Date: Fri, 18 Sep 1998 12:51:32 -0700
Reply-To: Neil Wigley <wigley@MAIL.FUNTV.COM>
Sender: Vanagon Mailing List <Vanagon@vanagon.com>
From: Neil Wigley <wigley@MAIL.FUNTV.COM>
Subject: Re: Vanagon Confidenc (was: one year anniv.)
In-Reply-To: <769c878f.360247f0@aol.com>
Content-Type: text/plain; charset="us-ascii"
Concerning Vanagon confidence, brought up by:
>Ken Wilford
>John 3:16,
I've been around in my '87 Westy, bought in '94 in Windsor Ontario. Went to
the West Coast that summer (came over I-8 from Yuma to SDiego in July; a
climb from below zero ft to 3800 above sea level in a few miles, temp above
100, Vanagon temp gauge didn't even move!), Florida the next spring, St
John's Newfoundland in June '95 (that's a wonderful trip for those of you
in the East) and up to Inuvik in the summer of '96 with the
Top-of-the-World group. Then to the tip of Baja last January.
To answer your obvious question, I taught math at that time; now retired.
Troubles I've had many, but almost all of them with warning, e.g. the
lovely smell of sweetness at the rear bumper cost me less than $2K in
USbucks, the transmission mount was C$250. These things needn't be
performed today or even tomorrow, just pretty soon.
On the road? Well, the first trip West the car would die after a rainstorm
and stay dead for twenty minutes. Tuneup fixed that.
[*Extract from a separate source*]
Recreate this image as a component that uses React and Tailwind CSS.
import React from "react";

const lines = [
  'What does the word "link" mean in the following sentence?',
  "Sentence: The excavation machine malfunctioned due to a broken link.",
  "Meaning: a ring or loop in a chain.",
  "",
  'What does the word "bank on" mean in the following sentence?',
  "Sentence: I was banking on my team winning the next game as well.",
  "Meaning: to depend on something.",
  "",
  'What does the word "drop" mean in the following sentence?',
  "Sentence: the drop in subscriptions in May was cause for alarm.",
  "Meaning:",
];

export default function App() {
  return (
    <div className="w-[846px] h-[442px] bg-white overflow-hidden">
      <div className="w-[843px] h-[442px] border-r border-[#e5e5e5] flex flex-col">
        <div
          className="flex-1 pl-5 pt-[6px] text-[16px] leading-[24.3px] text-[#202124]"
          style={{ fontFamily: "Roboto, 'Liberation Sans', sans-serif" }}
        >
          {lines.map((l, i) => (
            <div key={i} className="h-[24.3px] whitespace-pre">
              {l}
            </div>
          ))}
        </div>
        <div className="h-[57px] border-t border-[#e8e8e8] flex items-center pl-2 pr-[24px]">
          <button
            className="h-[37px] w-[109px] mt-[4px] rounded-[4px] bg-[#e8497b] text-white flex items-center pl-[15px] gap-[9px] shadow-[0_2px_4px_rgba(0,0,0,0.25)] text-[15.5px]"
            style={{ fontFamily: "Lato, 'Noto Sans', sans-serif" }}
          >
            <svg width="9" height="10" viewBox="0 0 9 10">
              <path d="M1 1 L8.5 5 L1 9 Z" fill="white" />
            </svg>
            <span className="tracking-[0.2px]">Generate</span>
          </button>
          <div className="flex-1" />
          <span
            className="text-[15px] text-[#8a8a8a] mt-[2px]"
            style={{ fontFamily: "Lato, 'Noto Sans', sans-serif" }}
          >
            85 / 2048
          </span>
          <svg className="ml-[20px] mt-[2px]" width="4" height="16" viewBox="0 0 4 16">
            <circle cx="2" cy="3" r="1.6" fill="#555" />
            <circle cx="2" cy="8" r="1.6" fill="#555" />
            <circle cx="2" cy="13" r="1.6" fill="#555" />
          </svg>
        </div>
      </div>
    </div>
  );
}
Best was the jaunt from W Newfoundland, where, yes there is a VW dealer, to
St John's in the E of Nfld, where the other dealer is. Starter went out
early, but no pblm, just push start.
But nearing St John's it started running ragged, then raggeder, then
raggedest as we hit the city limits. From smooth to bucking to not running
in about 50km. Fortunately the Trans-Can Hwy is downhill at that point.
Found a Firestone dealer, where they recommended the non-official VW
dealer, who put in new oxy sensor (the culprit) and new/rebuilt Bosch
starter, charged C$800+. But, back in Ontario, I got my Nfld salestax on
the parts refunded! A trivial-sounding sum to those of you who deal in
greenbacks and know the unearthly current exchange rate (shoulda taken that
summer trip to Canada, folks!), but hey a lagniappe is a lagniappe!
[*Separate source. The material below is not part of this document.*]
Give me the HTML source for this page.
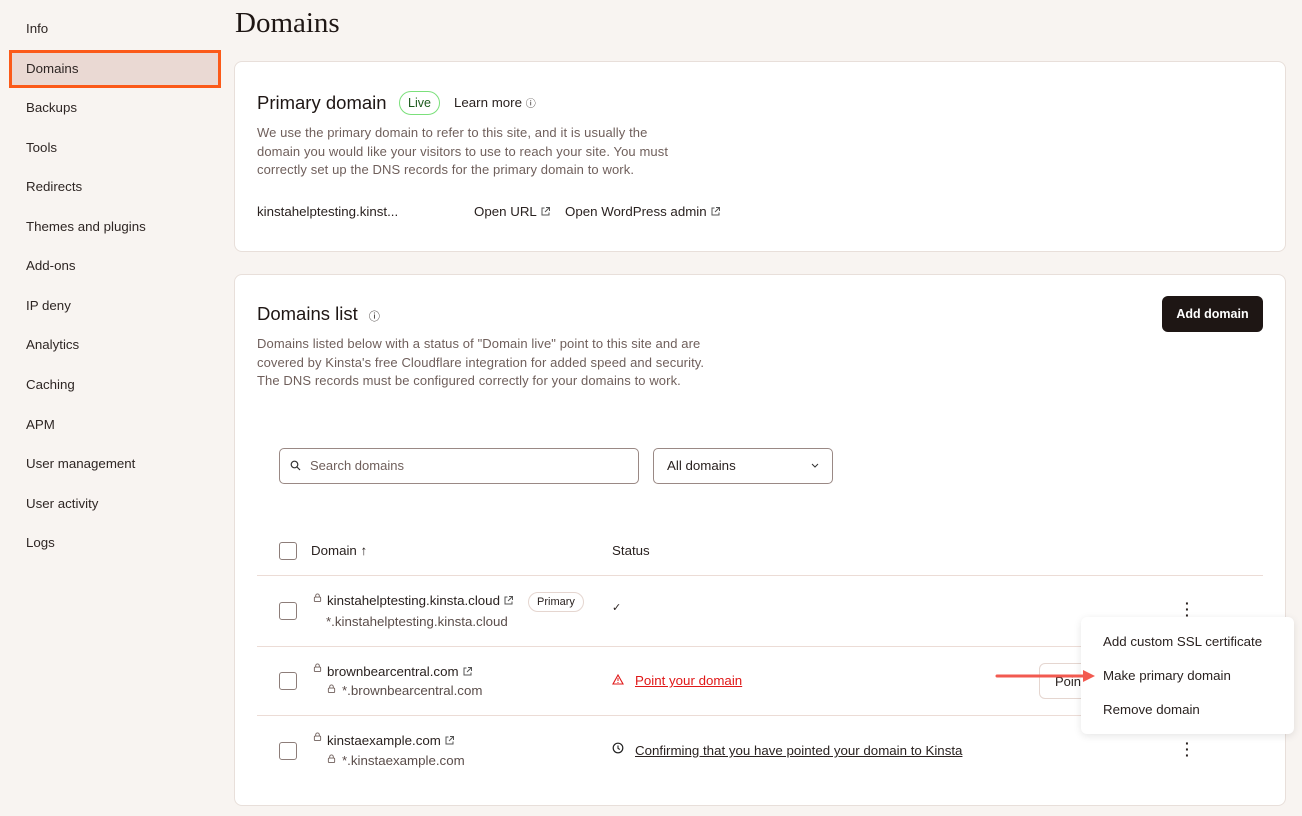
<!DOCTYPE html>
<html><head><meta charset="utf-8"><style>
*{box-sizing:border-box;margin:0;padding:0}
body{width:1302px;height:816px;background:#f8f4f1;font-family:"Liberation Sans",sans-serif;color:#2a2220;position:relative;overflow:hidden}
.a{position:absolute;white-space:nowrap}
.nav{left:26px;font-size:13.3px;color:#2e2624}
.card{position:absolute;background:#fff;border:1px solid #e8dfda;border-radius:8px}
.muted{color:#6f5f5b;font-size:13px;line-height:18.5px;letter-spacing:0.1px}
.cb{position:absolute;width:18px;height:18px;border:1.3px solid #8d7d79;border-radius:3px;background:#fff}
.sm{font-size:13.3px;color:#2a2220}
.sub{font-size:13.3px;color:#5a4d4a}
hr{position:absolute;border:0;border-top:1px solid #ecdcd6;left:257px;width:1006px;height:0}
.ext{display:inline-block;vertical-align:-1px;margin-left:3px}
</style></head><body>
<svg width="0" height="0" style="position:absolute"><defs>
<symbol id="ext" viewBox="0 0 11 11"><path d="M4.5 2H2v7h7V6.5M6 1.5h3.5V5M9.5 1.5L5 6" fill="none" stroke="#555" stroke-width="1"/></symbol>
<symbol id="lock" viewBox="0 0 10 10"><rect x="1.5" y="4.5" width="7" height="5" rx="1" fill="none" stroke="#6f5f5b" stroke-width="1"/><path d="M3 4.5V3a2 2 0 0 1 4 0v1.5" fill="none" stroke="#6f5f5b" stroke-width="1"/></symbol>
</defs></svg>
<div class="a nav" style="top:21px">Info</div>
<div class="a" style="left:9px;top:50px;width:212px;height:38px;background:#ead9d3;border:3px solid #fb5a19"></div>
<div class="a nav" style="top:61px">Domains</div>
<div class="a nav" style="top:100px">Backups</div>
<div class="a nav" style="top:140px">Tools</div>
<div class="a nav" style="top:179px">Redirects</div>
<div class="a nav" style="top:219px">Themes and plugins</div>
<div class="a nav" style="top:258px">Add-ons</div>
<div class="a nav" style="top:298px">IP deny</div>
<div class="a nav" style="top:337px">Analytics</div>
<div class="a nav" style="top:377px">Caching</div>
<div class="a nav" style="top:417px">APM</div>
<div class="a nav" style="top:456px">User management</div>
<div class="a nav" style="top:496px">User activity</div>
<div class="a nav" style="top:535px">Logs</div>

<div class="a" style="left:235px;top:7px;font-family:'Liberation Serif',serif;font-size:29px;color:#1e1614">Domains</div>

<div class="card" style="left:234px;top:61px;width:1052px;height:191px"></div>
<div class="a" style="left:257px;top:92px;font-size:18.5px;color:#1e1614">Primary domain</div>
<div class="a" style="left:399px;top:91px;height:24px;padding:0 8px;border:1px solid #7be07b;border-radius:12px;font-size:12.5px;line-height:22px;color:#1d5a1d">Live</div>
<div class="a sm" style="left:454px;top:95px">Learn more <span style="font-size:10px">ⓘ</span></div>
<div class="a muted" style="left:257px;top:124px">We use the primary domain to refer to this site, and it is usually the<br>domain you would like your visitors to use to reach your site. You must<br>correctly set up the DNS records for the primary domain to work.</div>
<div class="a sm" style="left:257px;top:204px">kinstahelptesting.kinst...</div>
<div class="a sm" style="left:474px;top:204px">Open URL<svg class="ext" width="11" height="11"><use href="#ext"/></svg></div>
<div class="a sm" style="left:565px;top:204px">Open WordPress admin<svg class="ext" width="11" height="11"><use href="#ext"/></svg></div>

<div class="card" style="left:234px;top:274px;width:1052px;height:532px"></div>
<div class="a" style="left:257px;top:303px;font-size:18.5px;color:#1e1614">Domains list <span style="font-size:11px;margin-left:6px">ⓘ</span></div>
<div class="a" style="left:1162px;top:296px;width:101px;height:36px;background:#1e1614;border-radius:6px;color:#fff;font-size:12.5px;font-weight:bold;text-align:center;line-height:36px">Add domain</div>
<div class="a muted" style="left:257px;top:335px">Domains listed below with a status of "Domain live" point to this site and are<br>covered by Kinsta's free Cloudflare integration for added speed and security.<br>The DNS records must be configured correctly for your domains to work.</div>

<div class="a" style="left:279px;top:448px;width:360px;height:36px;border:1px solid #9a8985;border-radius:5px;background:#fff"></div>
<svg class="a" style="left:290px;top:460px" width="11" height="11" viewBox="0 0 11 11"><circle cx="4.5" cy="4.5" r="3.3" fill="none" stroke="#333" stroke-width="1.2"/><path d="M7 7l3 3" stroke="#333" stroke-width="1.2"/></svg>
<div class="a" style="left:310px;top:458px;font-size:13px;color:#6f5f5b">Search domains</div>
<div class="a" style="left:653px;top:448px;width:180px;height:36px;border:1px solid #9a8985;border-radius:5px;background:#fff"></div>
<div class="a sm" style="left:667px;top:458px">All domains</div>
<svg class="a" style="left:811px;top:463px" width="8" height="5"><path d="M1 1l3 3 3-3" fill="none" stroke="#333"/></svg>

<div class="cb" style="left:279px;top:542px"></div>
<div class="a sm" style="left:311px;top:543px">Domain ↑</div>
<div class="a sm" style="left:612px;top:543px">Status</div>
<hr style="top:575px">
<hr style="top:646px">
<hr style="top:715px">

<div class="cb" style="left:279px;top:602px"></div>
<svg class="a" style="left:313px;top:593px" width="9" height="9"><use href="#lock"/></svg>
<div class="a sm" style="left:327px;top:593px">kinstahelptesting.kinsta.cloud<svg class="ext" width="11" height="11"><use href="#ext"/></svg></div>
<div class="a" style="left:528px;top:592px;height:20px;padding:0 8px;border:1px solid #e5d6d0;border-radius:10px;font-size:11px;line-height:18px">Primary</div>
<div class="a sub" style="left:326px;top:614px">*.kinstahelptesting.kinsta.cloud</div>
<div class="a" style="left:612px;top:601px;font-size:11px">✓</div>
<div class="a" style="left:1185px;top:600px;font-size:14px;font-weight:bold;line-height:6px">·<br>·<br>·</div>

<div class="cb" style="left:279px;top:672px"></div>
<svg class="a" style="left:313px;top:663px" width="9" height="9"><use href="#lock"/></svg>
<div class="a sm" style="left:327px;top:664px">brownbearcentral.com<svg class="ext" width="11" height="11"><use href="#ext"/></svg></div>
<svg class="a" style="left:327px;top:684px" width="9" height="9"><use href="#lock"/></svg>
<div class="a sub" style="left:342px;top:683px">*.brownbearcentral.com</div>
<svg class="a" style="left:612px;top:674px" width="12" height="11" viewBox="0 0 12 11"><path d="M6 1L11 10H1Z" fill="none" stroke="#e01818" stroke-width="1.1"/><path d="M6 4v3M6 8v1" stroke="#e01818"/></svg>
<div class="a" style="left:635px;top:673px;font-size:13.3px;color:#e01818;text-decoration:underline">Point your domain</div>
<div class="a" style="left:1039px;top:663px;width:60px;height:36px;border:1px solid #e5d6d0;border-radius:6px;background:#fff;font-size:13px;padding:10px 0 0 15px">Poin</div>

<div class="cb" style="left:279px;top:742px"></div>
<svg class="a" style="left:313px;top:732px" width="9" height="9"><use href="#lock"/></svg>
<div class="a sm" style="left:327px;top:733px">kinstaexample.com<svg class="ext" width="11" height="11"><use href="#ext"/></svg></div>
<svg class="a" style="left:327px;top:754px" width="9" height="9"><use href="#lock"/></svg>
<div class="a sub" style="left:342px;top:753px">*.kinstaexample.com</div>
<svg class="a" style="left:612px;top:742px" width="12" height="12" viewBox="0 0 12 12"><circle cx="6" cy="6" r="4.8" fill="none" stroke="#222" stroke-width="1.2"/><path d="M6 3.5V6.3L7.8 7.5" fill="none" stroke="#222" stroke-width="1.1"/></svg>
<div class="a sm" style="left:635px;top:743px;text-decoration:underline">Confirming that you have pointed your domain to Kinsta</div>
<div class="a" style="left:1185px;top:740px;font-size:14px;font-weight:bold;line-height:6px">·<br>·<br>·</div>

<div class="a" style="left:1081px;top:617px;width:213px;height:117px;background:#fff;border-radius:6px;box-shadow:0 2px 8px rgba(0,0,0,.1)"></div>
<div class="a sm" style="left:1103px;top:634px">Add custom SSL certificate</div>
<div class="a sm" style="left:1103px;top:668px">Make primary domain</div>
<div class="a sm" style="left:1103px;top:702px">Remove domain</div>
<svg class="a" style="left:995px;top:669px" width="105" height="14"><path d="M2 7H92" stroke="#f25a50" stroke-width="3" stroke-linecap="round"/><path d="M88 1L100 7L88 13Z" fill="#f25a50"/></svg>
</body></html>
The Inuvik trip was without event (for me). Oh, the alternator belt, N of
Whitehorse. Next gas station had one (3 km).
Moral learned from the Inuvik trip: don't mess with passenger car tires on
the Westy. Virtually all of the flats encountered were with them, not with
the load range 'C'. Mine were Costco Uniroyal Laredos (now called Kirkland
brand; alleged to be 'the same as the Laredos, in any event at $48 the
price is right!).
Moral learned from all of the above: if well maintained, the Vanagon is
reliable, if costly. But most of the problems come with a heap of warning.
I shall now knock on wood for the rest of the day.